## Begin

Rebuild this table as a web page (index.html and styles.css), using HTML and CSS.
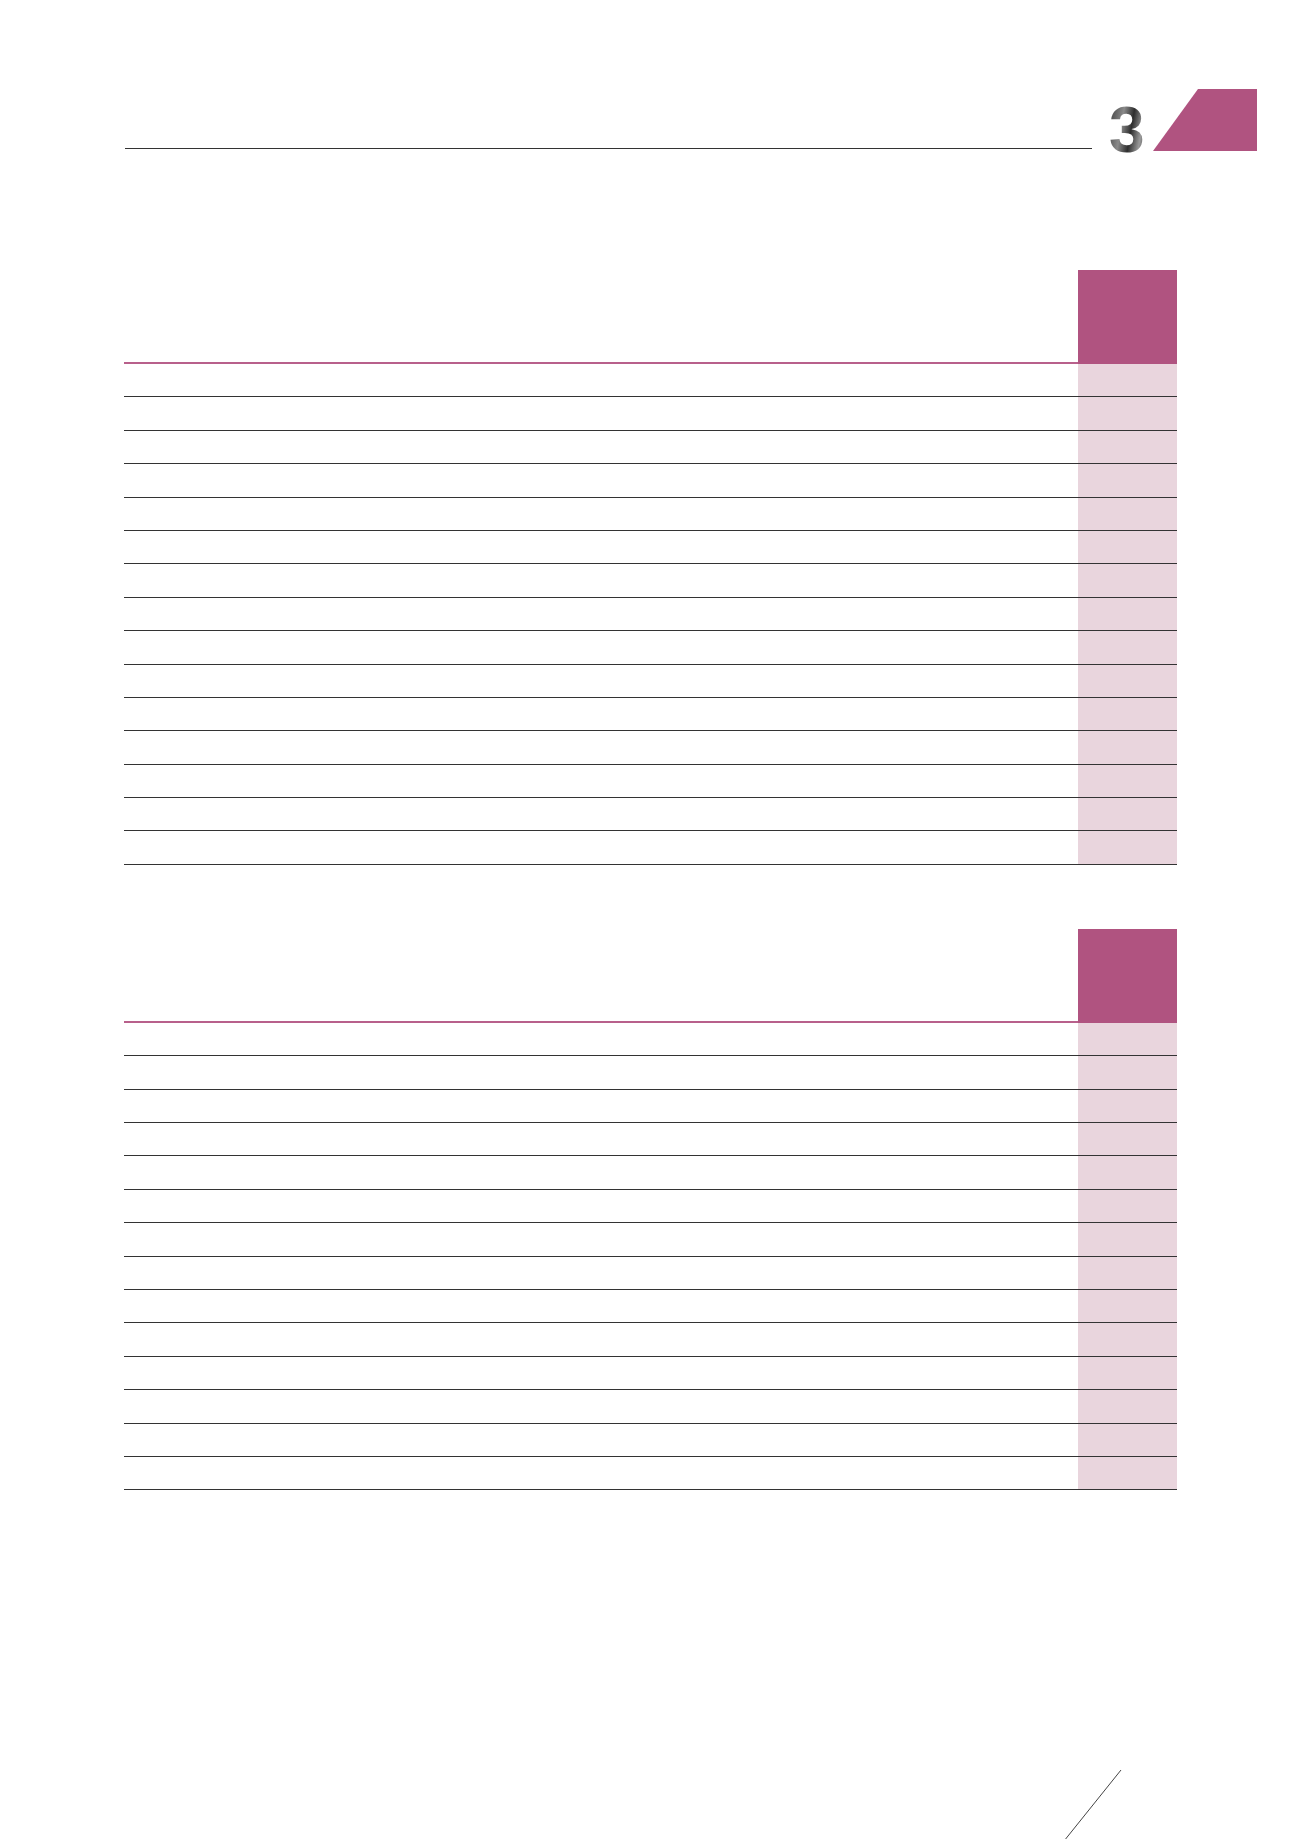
FILE: index.html
```html
<!DOCTYPE html>
<html lang="en">
<head>
<meta charset="utf-8">
<title>Chapter 3</title>
<link rel="stylesheet" href="styles.css">
</head>
<body>
<div class="page">
  <header class="top">
    <div class="rule"></div>
    <div class="num">3</div>
    <svg class="tab" width="104" height="62" viewBox="0 0 104 62">
      <polygon points="45,0 104,0 104,62 0,62" fill="#b05380"/>
    </svg>
  </header>

  <section class="table t1">
    <div class="head"><div></div><div></div><div></div><div></div><div></div><div></div><div class="hl"></div></div>
    <div class="row"><div></div><div></div><div></div><div></div><div></div><div></div><div class="hl"></div></div>
    <div class="row"><div></div><div></div><div></div><div></div><div></div><div></div><div class="hl"></div></div>
    <div class="row"><div></div><div></div><div></div><div></div><div></div><div></div><div class="hl"></div></div>
    <div class="row"><div></div><div></div><div></div><div></div><div></div><div></div><div class="hl"></div></div>
    <div class="row"><div></div><div></div><div></div><div></div><div></div><div></div><div class="hl"></div></div>
    <div class="row"><div></div><div></div><div></div><div></div><div></div><div></div><div class="hl"></div></div>
    <div class="row"><div></div><div></div><div></div><div></div><div></div><div></div><div class="hl"></div></div>
    <div class="row"><div></div><div></div><div></div><div></div><div></div><div></div><div class="hl"></div></div>
    <div class="row"><div></div><div></div><div></div><div></div><div></div><div></div><div class="hl"></div></div>
    <div class="row"><div></div><div></div><div></div><div></div><div></div><div></div><div class="hl"></div></div>
    <div class="row"><div></div><div></div><div></div><div></div><div></div><div></div><div class="hl"></div></div>
    <div class="row"><div></div><div></div><div></div><div></div><div></div><div></div><div class="hl"></div></div>
    <div class="row"><div></div><div></div><div></div><div></div><div></div><div></div><div class="hl"></div></div>
    <div class="row"><div></div><div></div><div></div><div></div><div></div><div></div><div class="hl"></div></div>
    <div class="row"><div></div><div></div><div></div><div></div><div></div><div></div><div class="hl"></div></div>
  </section>

  <section class="table t2">
    <div class="head"><div></div><div></div><div></div><div></div><div></div><div></div><div class="hl"></div></div>
    <div class="row"><div></div><div></div><div></div><div></div><div></div><div></div><div class="hl"></div></div>
    <div class="row"><div></div><div></div><div></div><div></div><div></div><div></div><div class="hl"></div></div>
    <div class="row"><div></div><div></div><div></div><div></div><div></div><div></div><div class="hl"></div></div>
    <div class="row"><div></div><div></div><div></div><div></div><div></div><div></div><div class="hl"></div></div>
    <div class="row"><div></div><div></div><div></div><div></div><div></div><div></div><div class="hl"></div></div>
    <div class="row"><div></div><div></div><div></div><div></div><div></div><div></div><div class="hl"></div></div>
    <div class="row"><div></div><div></div><div></div><div></div><div></div><div></div><div class="hl"></div></div>
    <div class="row"><div></div><div></div><div></div><div></div><div></div><div></div><div class="hl"></div></div>
    <div class="row"><div></div><div></div><div></div><div></div><div></div><div></div><div class="hl"></div></div>
    <div class="row"><div></div><div></div><div></div><div></div><div></div><div></div><div class="hl"></div></div>
    <div class="row"><div></div><div></div><div></div><div></div><div></div><div></div><div class="hl"></div></div>
    <div class="row"><div></div><div></div><div></div><div></div><div></div><div></div><div class="hl"></div></div>
    <div class="row"><div></div><div></div><div></div><div></div><div></div><div></div><div class="hl"></div></div>
    <div class="row"><div></div><div></div><div></div><div></div><div></div><div></div><div class="hl"></div></div>
  </section>

  <svg class="corner" width="60" height="75" viewBox="0 0 60 75">
    <line x1="57" y1="0" x2="0" y2="71" stroke="#444" stroke-width="1"/>
  </svg>
</div>
</body>
</html>
```

FILE: styles.css
```css
* { box-sizing: border-box; }
html, body { margin: 0; padding: 0; background: #fff; }
body { font-family: "Liberation Sans", Arial, sans-serif; }

.page {
  position: relative;
  width: 1300px;
  height: 1839px;
  overflow: hidden;
}

.top {
  display: flex;
  align-items: flex-end;
  margin-top: 89px;
  height: 62px;
  padding-left: 125px;
}
.rule {
  width: 967px;
  border-bottom: 1px solid #333;
  margin-bottom: 2px;
}
.num {
  margin-left: 17px;
  width: 44px;
  font-size: 64px;
  font-weight: bold;
  line-height: 50px;
  height: 50px;
  margin-bottom: -4px;
  background: linear-gradient(100deg, #3a3a3a 0%, #8a8a8a 30%, #2e2e2e 50%, #9a9a9a 70%, #444 85%);
  -webkit-background-clip: text;
  background-clip: text;
  color: transparent;
}
.tab { display: block; }

.table {
  margin-left: 124px;
  width: 1053px;
}
.t1 { margin-top: 119px; }
.t2 { margin-top: 64px; }

.head, .row {
  display: grid;
  grid-template-columns: 310px 99px 130px 123px 143px 149px 99px;
}
.head { height: 94px; }
.head > div { border-bottom: 2px solid #b8608b; }
.head > .hl { background: #b05380; border-bottom: 2px solid #b05380; }

.row {
  height: 33.4px;
  border-bottom: 1px solid #333;
}
.row > .hl { background: #e9d5dd; }

.corner {
  position: absolute;
  left: 1064px;
  top: 1770px;
}
```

## End

> SET TASK
Reproduce all of the data exactly; the pictures do not belong in the copy.

> RESULT FOR THIS TASK
Rebuild this table as a web page (index.html and styles.css), using HTML and CSS.
FILE: index.html
```html
<!DOCTYPE html>
<html lang="en">
<head>
<meta charset="utf-8">
<title>Chapter 3</title>
<link rel="stylesheet" href="styles.css">
</head>
<body>
<div class="page">
  <header class="top">
    <div class="rule"></div>
    <div class="num">3</div>
    <svg class="tab" width="104" height="62" viewBox="0 0 104 62">
      <polygon points="45,0 104,0 104,62 0,62" fill="#b05380"/>
    </svg>
  </header>

  <section class="table t1">
    <div class="head"><div></div><div></div><div></div><div></div><div></div><div></div><div class="hl"></div></div>
    <div class="row"><div></div><div></div><div></div><div></div><div></div><div></div><div class="hl"></div></div>
    <div class="row"><div></div><div></div><div></div><div></div><div></div><div></div><div class="hl"></div></div>
    <div class="row"><div></div><div></div><div></div><div></div><div></div><div></div><div class="hl"></div></div>
    <div class="row"><div></div><div></div><div></div><div></div><div></div><div></div><div class="hl"></div></div>
    <div class="row"><div></div><div></div><div></div><div></div><div></div><div></div><div class="hl"></div></div>
    <div class="row"><div></div><div></div><div></div><div></div><div></div><div></div><div class="hl"></div></div>
    <div class="row"><div></div><div></div><div></div><div></div><div></div><div></div><div class="hl"></div></div>
    <div class="row"><div></div><div></div><div></div><div></div><div></div><div></div><div class="hl"></div></div>
    <div class="row"><div></div><div></div><div></div><div></div><div></div><div></div><div class="hl"></div></div>
    <div class="row"><div></div><div></div><div></div><div></div><div></div><div></div><div class="hl"></div></div>
    <div class="row"><div></div><div></div><div></div><div></div><div></div><div></div><div class="hl"></div></div>
    <div class="row"><div></div><div></div><div></div><div></div><div></div><div></div><div class="hl"></div></div>
    <div class="row"><div></div><div></div><div></div><div></div><div></div><div></div><div class="hl"></div></div>
    <div class="row"><div></div><div></div><div></div><div></div><div></div><div></div><div class="hl"></div></div>
    <div class="row"><div></div><div></div><div></div><div></div><div></div><div></div><div class="hl"></div></div>
  </section>

  <section class="table t2">
    <div class="head"><div></div><div></div><div></div><div></div><div></div><div></div><div class="hl"></div></div>
    <div class="row"><div></div><div></div><div></div><div></div><div></div><div></div><div class="hl"></div></div>
    <div class="row"><div></div><div></div><div></div><div></div><div></div><div></div><div class="hl"></div></div>
    <div class="row"><div></div><div></div><div></div><div></div><div></div><div></div><div class="hl"></div></div>
    <div class="row"><div></div><div></div><div></div><div></div><div></div><div></div><div class="hl"></div></div>
    <div class="row"><div></div><div></div><div></div><div></div><div></div><div></div><div class="hl"></div></div>
    <div class="row"><div></div><div></div><div></div><div></div><div></div><div></div><div class="hl"></div></div>
    <div class="row"><div></div><div></div><div></div><div></div><div></div><div></div><div class="hl"></div></div>
    <div class="row"><div></div><div></div><div></div><div></div><div></div><div></div><div class="hl"></div></div>
    <div class="row"><div></div><div></div><div></div><div></div><div></div><div></div><div class="hl"></div></div>
    <div class="row"><div></div><div></div><div></div><div></div><div></div><div></div><div class="hl"></div></div>
    <div class="row"><div></div><div></div><div></div><div></div><div></div><div></div><div class="hl"></div></div>
    <div class="row"><div></div><div></div><div></div><div></div><div></div><div></div><div class="hl"></div></div>
    <div class="row"><div></div><div></div><div></div><div></div><div></div><div></div><div class="hl"></div></div>
    <div class="row"><div></div><div></div><div></div><div></div><div></div><div></div><div class="hl"></div></div>
  </section>

  <svg class="corner" width="60" height="75" viewBox="0 0 60 75">
    <line x1="57" y1="0" x2="0" y2="71" stroke="#444" stroke-width="1"/>
  </svg>
</div>
</body>
</html>
```

FILE: styles.css
```css
* { box-sizing: border-box; }
html, body { margin: 0; padding: 0; background: #fff; }
body { font-family: "Liberation Sans", Arial, sans-serif; }

.page {
  position: relative;
  width: 1300px;
  height: 1839px;
  overflow: hidden;
}

.top {
  display: flex;
  align-items: flex-end;
  margin-top: 89px;
  height: 62px;
  padding-left: 125px;
}
.rule {
  width: 967px;
  border-bottom: 1px solid #333;
  margin-bottom: 2px;
}
.num {
  margin-left: 17px;
  width: 44px;
  font-size: 64px;
  font-weight: bold;
  line-height: 50px;
  height: 50px;
  margin-bottom: -4px;
  background: linear-gradient(100deg, #3a3a3a 0%, #8a8a8a 30%, #2e2e2e 50%, #9a9a9a 70%, #444 85%);
  -webkit-background-clip: text;
  background-clip: text;
  color: transparent;
}
.tab { display: block; }

.table {
  margin-left: 124px;
  width: 1053px;
}
.t1 { margin-top: 119px; }
.t2 { margin-top: 64px; }

.head, .row {
  display: grid;
  grid-template-columns: 310px 99px 130px 123px 143px 149px 99px;
}
.head { height: 94px; }
.head > div { border-bottom: 2px solid #b8608b; }
.head > .hl { background: #b05380; border-bottom: 2px solid #b05380; }

.row {
  height: 33.4px;
  border-bottom: 1px solid #333;
}
.row > .hl { background: #e9d5dd; }

.corner {
  position: absolute;
  left: 1064px;
  top: 1770px;
}
```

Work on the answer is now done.